The live debut of "Nothing Lasts Forever" was at the Cream nightclub in Liverpool in early May 1997 at Echo & the Bunnymen's first concert since reforming. This was followed by two sold-out concerts at the Mercury Lounge in New York and a number of festival appearances in the US, UK and Europe before Evergreen was released on 14 July 1997 by London Records. A limited edition version containing a bonus disc titled History of the Peel Sessions 1979–1997 was released at the same time. The bonus disc contains tracks that were recorded live for John Peel's show on BBC Radio 1 between 1979 and 1997. Following the album, two more singles were released – "I Want to Be There (When You Come)" in September 1997 and "Don't Let It Get You Down" in November 1997. The album was reissued in 1999 with the addition of four live tracks.

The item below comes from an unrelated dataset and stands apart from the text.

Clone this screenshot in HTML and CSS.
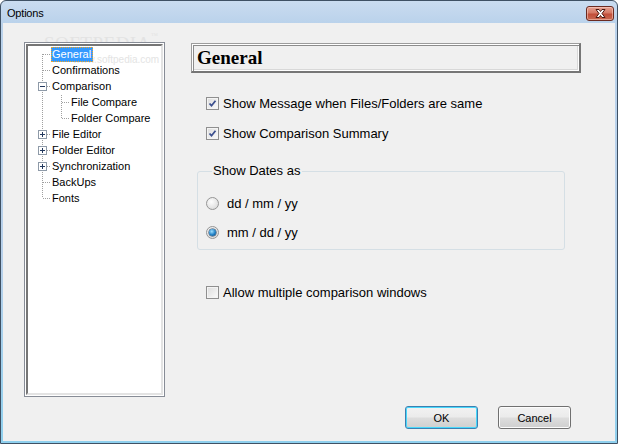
FILE: index.html
```html
<!DOCTYPE html>
<html lang="en">
<head>
    <meta charset="UTF-8">
    <title>Options</title>
    <link rel="stylesheet" href="styles.css">
</head>
<body>
    <div class="window">
        <div class="titlebar">
            <span class="title">Options</span>
            <button class="close-btn" aria-label="Close">
                <svg width="15" height="11" viewBox="0 0 15 11">
                    <path d="M3 1.5h3l1.5 2 1.5-2h3l-3 4 3 4h-3l-1.5-2-1.5 2h-3l3-4z" fill="#fff" stroke="#4a1a12" stroke-width="1" stroke-linejoin="round"/>
                </svg>
            </button>
        </div>

        <div class="client">
            <div class="watermark">SOFTPEDIA<sup>™</sup></div>

            <div class="main">
                <div class="tree">
                    <div class="tree-inner">
                        <svg class="tree-lines" width="133" height="347" viewBox="0 0 133 347" shape-rendering="crispEdges">
                            <g stroke="#a0a0a0" stroke-width="1" stroke-dasharray="1 1" fill="none">
                                <path d="M14.5 8V152"/>
                                <path d="M15 8.5H23M15 24.5H23M19 40.5H23M19 88.5H23M19 104.5H23M19 120.5H23M15 136.5H23M15 152.5H23"/>
                                <path d="M33.5 49V72"/>
                                <path d="M34 56.5H42M34 72.5H42"/>
                            </g>
                            <g fill="#fff" stroke="#8e9aa8">
                                <rect x="10.5" y="36.5" width="8" height="8"/>
                                <rect x="10.5" y="84.5" width="8" height="8"/>
                                <rect x="10.5" y="100.5" width="8" height="8"/>
                                <rect x="10.5" y="116.5" width="8" height="8"/>
                            </g>
                            <g stroke="#23395e" fill="none">
                                <path d="M12 40.5H17"/>
                                <path d="M12 88.5H17M14.5 86V91"/>
                                <path d="M12 104.5H17M14.5 102V107"/>
                                <path d="M12 120.5H17M14.5 118V123"/>
                            </g>
                        </svg>
                        <div class="watermark-url">www.softpedia.com</div>
                        <div class="tree-item"><span class="label selected">General</span></div>
                        <div class="tree-item"><span class="label">Confirmations</span></div>
                        <div class="tree-item"><span class="label">Comparison</span></div>
                        <div class="tree-item sub"><span class="label">File Compare</span></div>
                        <div class="tree-item sub"><span class="label">Folder Compare</span></div>
                        <div class="tree-item"><span class="label">File Editor</span></div>
                        <div class="tree-item"><span class="label">Folder Editor</span></div>
                        <div class="tree-item"><span class="label">Synchronization</span></div>
                        <div class="tree-item"><span class="label">BackUps</span></div>
                        <div class="tree-item"><span class="label">Fonts</span></div>
                    </div>
                </div>

                <div class="page">
                    <div class="page-header">General</div>

                    <div class="options">
                        <label class="check-row first">
                            <span class="checkbox checked">
                                <svg width="13" height="13" viewBox="0 0 13 13"><path d="M3.5 6.5l2 2.2 4-5" stroke="#3b4f8e" stroke-width="1.8" fill="none"/></svg>
                            </span>
                            Show Message when Files/Folders are same
                        </label>
                        <label class="check-row second">
                            <span class="checkbox checked">
                                <svg width="13" height="13" viewBox="0 0 13 13"><path d="M3.5 6.5l2 2.2 4-5" stroke="#3b4f8e" stroke-width="1.8" fill="none"/></svg>
                            </span>
                            Show Comparison Summary
                        </label>

                        <fieldset class="group">
                            <legend>Show Dates as</legend>
                            <label class="radio-row first">
                                <span class="radio"></span>
                                dd / mm / yy
                            </label>
                            <label class="radio-row second">
                                <span class="radio checked"></span>
                                mm / dd / yy
                            </label>
                        </fieldset>

                        <label class="check-row allow">
                            <span class="checkbox"></span>
                            Allow multiple comparison windows
                        </label>
                    </div>
                </div>
            </div>

            <div class="footer">
                <button class="btn default">OK</button>
                <button class="btn">Cancel</button>
            </div>
        </div>
    </div>
</body>
</html>
```

FILE: styles.css
```css
* {
    margin: 0;
    padding: 0;
    box-sizing: border-box;
}

body {
    width: 618px;
    height: 444px;
    overflow: hidden;
    font-family: "Liberation Sans", Arial, sans-serif;
    color: #000;
    background: #fff;
}

.window {
    width: 618px;
    height: 444px;
    border: 1px solid #3f5164;
    border-radius: 6px 6px 0 0;
    padding: 0 2px 2px 2px;
    background: linear-gradient(#cadcf0 0, #bad2eb 22px, #b7d0ea 60%, #8fd0ee 100%);
}

/* title bar */
.titlebar {
    height: 22px;
    display: flex;
    align-items: center;
    justify-content: space-between;
    padding-left: 4px;
}

.title {
    font-size: 11px;
    color: #000;
    letter-spacing: -0.2px;
    margin-top: 1px;
}

.close-btn {
    width: 28px;
    height: 15px;
    margin-right: 1px;
    margin-top: 2px;
    border: 1px solid #6b2a20;
    border-radius: 3px;
    background: linear-gradient(#e6a090 0%, #d57a66 45%, #c24f3a 55%, #c96a52 100%);
    box-shadow: inset 0 0 0 1px rgba(255, 220, 210, 0.5);
    display: flex;
    align-items: center;
    justify-content: center;
}

.close-btn svg {
    display: block;
}

/* client area */
.client {
    position: relative;
    height: 418px;
    background: #f0f0f0;
    padding: 19px 0 0 21px;
    overflow: hidden;
}

.watermark {
    position: absolute;
    left: 41px;
    top: 2px;
    font-family: "Liberation Serif", serif;
    font-size: 19px;
    line-height: 22px;
    letter-spacing: 0.5px;
    color: #e3e3e3;
    pointer-events: none;
}

.watermark sup {
    font-size: 7px;
    vertical-align: 12px;
}

.watermark-url {
    position: absolute;
    left: 45px;
    top: 9px;
    font-size: 10px;
    line-height: 10px;
    color: #e4e4e4;
    pointer-events: none;
}

.main {
    display: flex;
    align-items: flex-start;
}

/* tree view */
.tree {
    position: relative;
    z-index: 1;
    width: 141px;
    height: 355px;
    border: 1px solid #878c96;
    padding: 1px;
    background: #fff;
}

.tree-inner {
    position: relative;
    height: 100%;
    border-style: solid;
    border-width: 2px;
    border-color: #767676 #e3e3e3 #e3e3e3 #767676;
    background: #fff;
    font-size: 11px;
}

.tree-lines {
    position: absolute;
    left: 0;
    top: 0;
}

.tree-item {
    position: relative;
    height: 16px;
    display: flex;
    align-items: center;
    padding-left: 23px;
    white-space: nowrap;
}

.tree-item.sub {
    padding-left: 42px;
}

.label {
    line-height: 13px;
    border: 1px dotted transparent;
    padding: 0 1px 0 0;
}

.label.selected {
    background: #3399ff;
    color: #fff;
    border-color: #f5a623;
}

/* right page */
.page {
    width: 390px;
    margin-left: 26px;
    margin-top: 1px;
}

.page-header {
    position: relative;
    height: 30px;
    border-style: solid;
    border-width: 1px 2px 2px 1px;
    border-color: #9c9c9c #767676 #767676 #9c9c9c;
    box-shadow: inset 1px 1px 0 #fff, inset 2px 2px 0 #8c8c8c, inset -1px -1px 0 #fff, inset -2px -2px 0 #d8d8d8;
    font-family: "Liberation Serif", "Times New Roman", serif;
    font-weight: bold;
    font-size: 19px;
    line-height: 27px;
    padding-left: 5px;
}

.options {
    padding-left: 15px;
    font-size: 13px;
}

.check-row,
.radio-row {
    display: flex;
    align-items: center;
    height: 16px;
    white-space: nowrap;
}

.check-row.first {
    margin-top: 22px;
}

.check-row.second {
    margin-top: 14px;
}

.check-row.allow {
    margin-top: 34px;
}

.checkbox {
    width: 13px;
    height: 13px;
    margin-right: 4px;
    border: 1px solid #8f8f8f;
    background: linear-gradient(135deg, #dcdcdc, #fbfbfb);
    box-shadow: inset 0 0 0 1px #f4f4f4;
    position: relative;
}

.checkbox svg {
    position: absolute;
    left: -1px;
    top: -1px;
}

.group {
    margin: 23px 0 0 -9px;
    width: 368px;
    border: 1px solid #d5dfe5;
    border-radius: 3px;
    padding: 0 0 9px 8px;
}

.group legend {
    margin-left: 6px;
    padding: 0 2px 0 1px;
    line-height: 14px;
}

.radio-row.first {
    margin-top: 17px;
}

.radio-row.second {
    margin-top: 13px;
}

.radio {
    width: 13px;
    height: 13px;
    margin-right: 8px;
    border: 1px solid #959595;
    border-radius: 50%;
    background: radial-gradient(circle at 40% 35%, #fdfdfd, #d4d4d4);
    position: relative;
}

.radio.checked::after {
    content: "";
    position: absolute;
    left: 2px;
    top: 2px;
    width: 7px;
    height: 7px;
    border-radius: 50%;
    background: radial-gradient(circle at 40% 35%, #9fe0ff, #1f7fc4 55%, #0d3f6e);
    box-shadow: 0 0 0 0.5px #223a55;
}

/* buttons */
.footer {
    display: flex;
    justify-content: flex-end;
    gap: 20px;
    padding-right: 44px;
    margin-top: 9px;
}

.btn {
    width: 73px;
    height: 23px;
    font-family: "Liberation Sans", Arial, sans-serif;
    font-size: 11px;
    color: #000;
    border: 1px solid #707070;
    border-radius: 3px;
    background: linear-gradient(#f2f2f2 0%, #ebebeb 48%, #dddddd 52%, #cfcfcf 100%);
    box-shadow: inset 0 0 0 1px #fcfcfc;
}

.btn.default {
    border-color: #3c7fb1;
    box-shadow: inset 0 0 0 1px #48d8fb;
}
```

Reviewing Evergreen for AllMusic, Ned Raggett described it as "an attractive piece of work" when it "shines at its best". Jeremy Helligar for Entertainment Weekly was not as keen and described the reunion as having "the feel of a non-event".

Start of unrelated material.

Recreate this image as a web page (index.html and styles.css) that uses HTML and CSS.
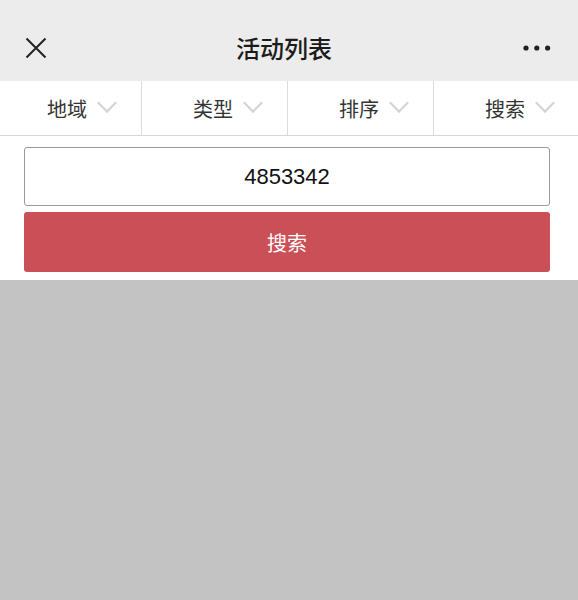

Evergreen became Echo & the Bunnymen's fifth album to make the Top 10 of the UK Albums Chart when it reached number eight during its first week of release and stayed on the chart for seven weeks. "Nothing Lasts Forever" reached number eight on the UK Singles Chart, although the follow-up singles "I Want to Be There (When You Come)" and "Don't Let It Get You Down" fared less well reaching numbers thirty and fifty respectively.

Professional ratings
Review scores
| Source | Rating |
| AllMusic | Star |
| Entertainment Weekly | (B−) |
| NME | 6/10 |

==Track listing==

Evergreen track listing
| No. | Title | Length |
|---|---|---|
| 1. | "Don't Let It Get You Down" | 3:52 |
| 2. | "In My Time" | 3:26 |
| 3. | "I Want to Be There (When You Come)" | 3:39 |
| 4. | "Evergreen" | 4:11 |
| 5. | "I'll Fly Tonight" | 4:24 |
| 6. | "Nothing Lasts Forever" | 3:57 |
| 7. | "Baseball Bill" | 4:04 |
| 8. | "Altamont" | 3:53 |
| 9. | "Just a Touch Away" | 5:09 |
| 10. | "Empire State Halo" | 4:00 |
| 11. | "Too Young to Kneel" | 3:40 |
| 12. | "Forgiven" | 5:49 |

1999 reissue bonus tracks
| No. | Title | Length |
|---|---|---|
| 13. | "I Want to Be There (When You Come)" (live) | 3:25 |
| 14. | "Bedbugs and Ballyhoo" (live) | 3:42 |
| 15. | "Rescue" (live) | 3:49 |
| 16. | "Lips Like Sugar" (live) | 4:40 |

History of the Peel Sessions 1979–1997 limited edition bonus disc
| No. | Title | Length |
|---|---|---|
| 1. | "Villiers Terrace" (live) | 4:13 |
| 2. | "Read It in Books" (live) | 2:31 |
| 3. | "All That Jazz" (live) | 2:56 |
| 4. | "Over the Wall" (live) | 4:49 |
| 5. | "All My Colours" (live) | 4:28 |
| 6. | "The Back of Love" (live) | 4:15 |
| 7. | "Seven Seas" (live) | 3:57 |
| 8. | "Ocean Rain" (live) | 3:50 |
| 9. | "Nocturnal Me" (live) | 4:13 |
| 10. | "Rescue" (live) | 3:48 |

==Personnel==
- Echo & the Bunnymen
- Ian McCulloch – vocals, guitar, piano
- Will Sergeant – guitar
- Les Pattinson – bass
- Michael Lee – drums (sessions)
with:
- Adam Peters – keyboards, arrangement (strings), conductor (strings)
- Ed Shearmur – piano on "Nothing Lasts Forever"
- London Metropolitan Orchestra – strings
- Liam Gallagher – backing vocals on "Nothing Lasts Forever"
- Technical
- Echo & the Bunnymen – producer
- Mark Phythian – engineer
- Cenzo Townshend – engineer
- Markus Butler – assistant engineer
- Clif Norrell – mixing
- Richard Woodcraft – mixing assistant
- Don C. Tyler – digital editing
- Stephen Marcussen – mastering
- Guy Massey – recording (strings)
- Alex Scannell – recording assistant (strings)
- Norman Watson – photography

==Charts==

| Chart (1997) | Peak position |
|---|---|
| Scottish Albums (OCC) | 16 |
| UK Albums (OCC) | 8 |

| Chart (2022) | Peak position |
|---|---|
| Scottish Albums (OCC) | 16 |
| UK Independent Albums (OCC) | 4 |
| UK Albums (OCC) | 53 |

==Certifications==

| Region | Certification | Certified units/sales |
| United Kingdom (BPI) | Gold | 100,000^{‡} |
^{‡} Sales+streaming figures based on certification alone.